A senior Iraqi official has appealed to the US-led coalition to air-drop food and medicine to tens of thousands of civilians trapped in Fallujah, the Islamic State stronghold under siege by security forces.
The city's population is suffering from a shortage of food, medicine and fuel, according to residents reached by phone, and local media say several people have died.
Sohaib al-Rawi, the governor of western Anbar province where Fallujah is located, says an air-drop is the only way to deliver humanitarian supplies to residents after Islamic State mined the entrances to the city and prevented civilians from leaving.
"No force can enter and secure [the delivery] ... There is no option but for aeroplanes to transport aid," he said in an interview to al-Hadath TV, adding the situation is deteriorating by the day.

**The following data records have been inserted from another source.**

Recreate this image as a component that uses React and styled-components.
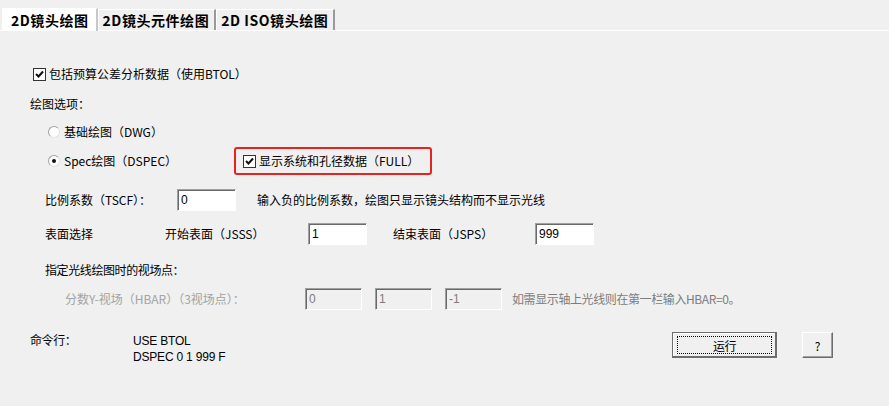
import styled, { createGlobalStyle } from 'styled-components';

const GlobalStyle = createGlobalStyle`
  body {
    margin: 0;
    background: #f0f0f0;
  }
`;

const cjk = `"Noto Sans CJK SC", "Liberation Sans", sans-serif`;

export default function App() {
  return (
    <>
      <GlobalStyle />
      <Window>
        <TabBar>
          <Tab $active>2D镜头绘图</Tab>
          <Tab>2D镜头元件绘图</Tab>
          <Tab>2D ISO镜头绘图</Tab>
        </TabBar>

        <Body>
          <Row $mt={33} $h={20} $indent={33}>
            <CheckBox checked />
            <Label $ml={3}>包括预算公差分析数据（使用BTOL）</Label>
          </Row>

          <Row $mt={10} $h={20} $indent={30}>
            <Label>绘图选项：</Label>
          </Row>

          <Row $mt={8} $h={20} $indent={48}>
            <Radio />
            <Label $ml={4}>基础绘图（DWG）</Label>
          </Row>

          <Row $mt={5} $h={28} $indent={48}>
            <Cell $w={186}>
              <Radio checked />
              <Label $ml={4}>Spec绘图（DSPEC）</Label>
            </Cell>
            <Highlight>
              <CheckBox checked />
              <Label $ml={3}>显示系统和孔径数据（FULL）</Label>
            </Highlight>
          </Row>

          <Row $mt={14} $h={22} $indent={45}>
            <Cell $w={132}>
              <Label>比例系数（TSCF）：</Label>
            </Cell>
            <Field $w={59} defaultValue="0" />
            <Label $ml={21}>输入负的比例系数，绘图只显示镜头结构而不显示光线</Label>
          </Row>

          <Row $mt={12} $h={22} $indent={45}>
            <Cell $w={120}>
              <Label>表面选择</Label>
            </Cell>
            <Cell $w={143}>
              <Label>开始表面（JSSS）</Label>
            </Cell>
            <Field $w={59} defaultValue="1" />
            <Cell $w={168} $pl={26}>
              <Label>结束表面（JSPS）</Label>
            </Cell>
            <Field $w={59} defaultValue="999" />
          </Row>

          <Row $mt={15} $h={20} $indent={45}>
            <Label $tight>指定光线绘图时的视场点：</Label>
          </Row>

          <Row $mt={8} $h={22} $indent={65}>
            <Cell $w={240}>
              <Label $color="#a3a3a3">分数Y-视场（HBAR）（3视场点）：</Label>
            </Cell>
            <FieldGroup>
              <Field $w={57} disabled defaultValue="0" />
              <Field $w={57} disabled defaultValue="1" />
              <Field $w={57} disabled defaultValue="-1" />
            </FieldGroup>
            <Label $tight $ml={10} $color="#7d7d7d">如需显示轴上光线则在第一栏输入HBAR=0。</Label>
          </Row>

          <CommandRow>
            <Cell $w={103} $top>
              <Label $tight>命令行：</Label>
            </Cell>
            <Command>
              <span>USE BTOL</span>
              <span>DSPEC 0 1 999 F</span>
            </Command>
            <Button $w={105} $focused>
              <FocusRing>运行</FocusRing>
            </Button>
            <Button $w={31}>?</Button>
          </CommandRow>
        </Body>
      </Window>
    </>
  );
}

function CheckBox({ checked }) {
  return (
    <Box>
      {checked && (
        <svg width="9" height="9" viewBox="0 0 9 9">
          <path d="M1 4 L3.5 6.5 L8 1.5" fill="none" stroke="#111" strokeWidth="2" />
        </svg>
      )}
    </Box>
  );
}

function Radio({ checked }) {
  return <RadioDot $checked={checked} />;
}

const Window = styled.div`
  width: 889px;
  height: 406px;
  overflow: hidden;
  background: #f0f0f0;
  font-family: ${cjk};
  font-size: 12px;
  color: #000;
`;

const TabBar = styled.div`
  height: 30px;
  display: flex;
  align-items: flex-end;
  padding-left: 2px;
  border-bottom: 1px solid #fff;
`;

const Tab = styled.div`
  height: ${(p) => (p.$active ? 22 : 20)}px;
  margin-bottom: ${(p) => (p.$active ? -1 : 0)}px;
  padding: 0 ${(p) => (p.$active ? 7 : 5)}px 0 ${(p) => (p.$active ? 8 : 4)}px;
  display: flex;
  align-items: center;
  background: ${(p) => (p.$active ? '#fff' : '#f0f0f0')};
  border-left: 1px solid #fff;
  border-top: 1px solid #fff;
  border-right: 2px solid ${(p) => (p.$active ? '#c8c8c8' : '#9a9a9a')};
  font-weight: 700;
  font-size: 14px;
  letter-spacing: 0.55px;
  white-space: nowrap;
`;

const Body = styled.div`
  display: flex;
  flex-direction: column;
`;

const Row = styled.div`
  display: flex;
  align-items: center;
  height: ${(p) => p.$h}px;
  margin-top: ${(p) => p.$mt}px;
  padding-left: ${(p) => p.$indent}px;
`;

const Cell = styled.div`
  width: ${(p) => p.$w}px;
  padding-left: ${(p) => p.$pl || 0}px;
  box-sizing: border-box;
  flex-shrink: 0;
  display: flex;
  align-items: ${(p) => (p.$top ? 'flex-start' : 'center')};
  align-self: ${(p) => (p.$top ? 'flex-start' : 'auto')};
`;

const Label = styled.span`
  margin-left: ${(p) => p.$ml || 0}px;
  color: ${(p) => p.$color || '#000'};
  letter-spacing: ${(p) => (p.$tight ? '-0.4px' : '0')};
  white-space: nowrap;
  line-height: 16px;
`;

const Box = styled.span`
  width: 13px;
  height: 13px;
  box-sizing: border-box;
  border: 1px solid #333;
  background: #fff;
  display: inline-flex;
  align-items: center;
  justify-content: center;
  flex-shrink: 0;
`;

const RadioDot = styled.span`
  width: 12px;
  height: 12px;
  box-sizing: border-box;
  border-radius: 50%;
  border: 1px solid #a0a0a0;
  border-right-color: #e3e3e3;
  border-bottom-color: #e3e3e3;
  background: #fff;
  position: relative;
  flex-shrink: 0;

  &::after {
    content: '';
    display: ${(p) => (p.$checked ? 'block' : 'none')};
    position: absolute;
    left: 3px;
    top: 3px;
    width: 4px;
    height: 4px;
    border-radius: 50%;
    background: #111;
  }
`;

const Highlight = styled.div`
  width: 198px;
  height: 28px;
  box-sizing: border-box;
  border: 2px solid #e8231f;
  border-radius: 3px;
  display: flex;
  align-items: center;
  padding-left: 7px;
`;

const Field = styled.input`
  width: ${(p) => p.$w}px;
  height: 22px;
  box-sizing: border-box;
  flex-shrink: 0;
  margin: 0;
  padding: 0 0 0 3px;
  border: 1px solid;
  border-color: #a0a0a0 #fff #fff #a0a0a0;
  box-shadow: inset 1px 1px #696969;
  background: ${(p) => (p.disabled ? '#f0f0f0' : '#fff')};
  color: ${(p) => (p.disabled ? '#7d7d7d' : '#000')};
  font-family: "Liberation Sans", sans-serif;
  font-size: 12px;
  outline: none;
`;

const FieldGroup = styled.div`
  display: flex;
  gap: 13px;
`;

const CommandRow = styled.div`
  display: flex;
  align-items: flex-start;
  margin-top: 22px;
  padding-left: 30px;
`;

const Command = styled.div`
  display: flex;
  flex-direction: column;
  width: 539px;
  padding-top: 1px;
  font-family: "Liberation Sans", sans-serif;
  letter-spacing: -0.2px;
  line-height: 16px;
`;

const Button = styled.div`
  width: ${(p) => p.$w}px;
  height: 26px;
  box-sizing: border-box;
  margin-left: ${(p) => (p.$focused ? 0 : 25)}px;
  display: flex;
  align-items: center;
  justify-content: center;
  background: #f0f0f0;
  border: 1px solid;
  border-color: ${(p) => (p.$focused ? '#6d6d6d' : '#fff #6d6d6d #6d6d6d #fff')};
  box-shadow: ${(p) =>
    p.$focused ? 'inset -1px -1px #6d6d6d, inset 1px 1px #fff' : 'inset -1px -1px #a0a0a0'};
  font-size: 12px;
`;

const FocusRing = styled.span`
  width: 95px;
  height: 18px;
  box-sizing: border-box;
  border: 1px dotted #000;
  display: flex;
  align-items: center;
  justify-content: center;
  letter-spacing: -0.4px;
`;
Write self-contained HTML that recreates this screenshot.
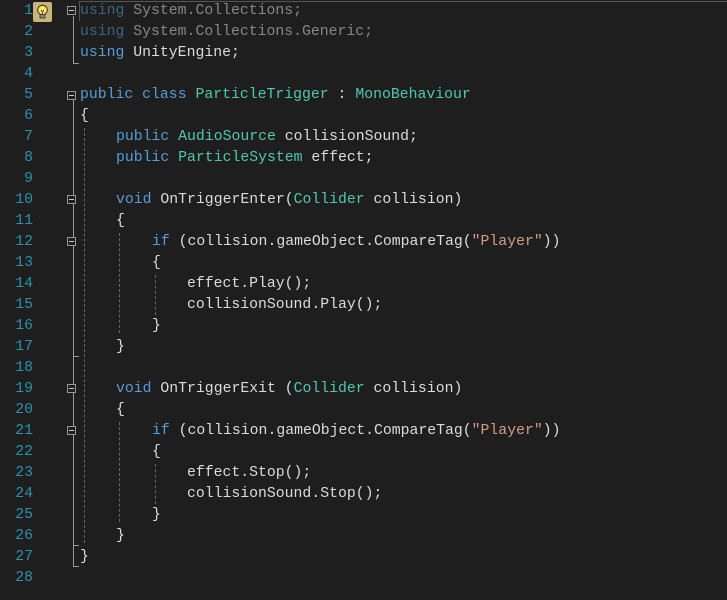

Fallujah, 50km west of Baghdad, is a long-time bastion of Sunni Muslim jihadists. In January 2014 it was the first Iraqi city to fall to Islamic State, six months before the group that emerged from al-Qaeda swept through large parts of northern and western Iraq and neighbouring Syria.
The Iraqi army, police and Iranian-backed Shi'ite militias have imposed a near total siege on Fallujah since late last year.
Lise Grande, UN humanitarian co-ordinator in Iraq, described conditions in Fallujah as "terrible".
"We're incredibly worried about the unconfirmed reports of people dying because of lack of medicine and widespread hunger," she told Reuters.
The United Nations appealed on Sunday (local time) for US$861 million to help Iraq meet a big funding gap in its 2016 emergency response to the humanitarian crisis caused by the war against Islamic State which has left 10 million people in need of urgent aid.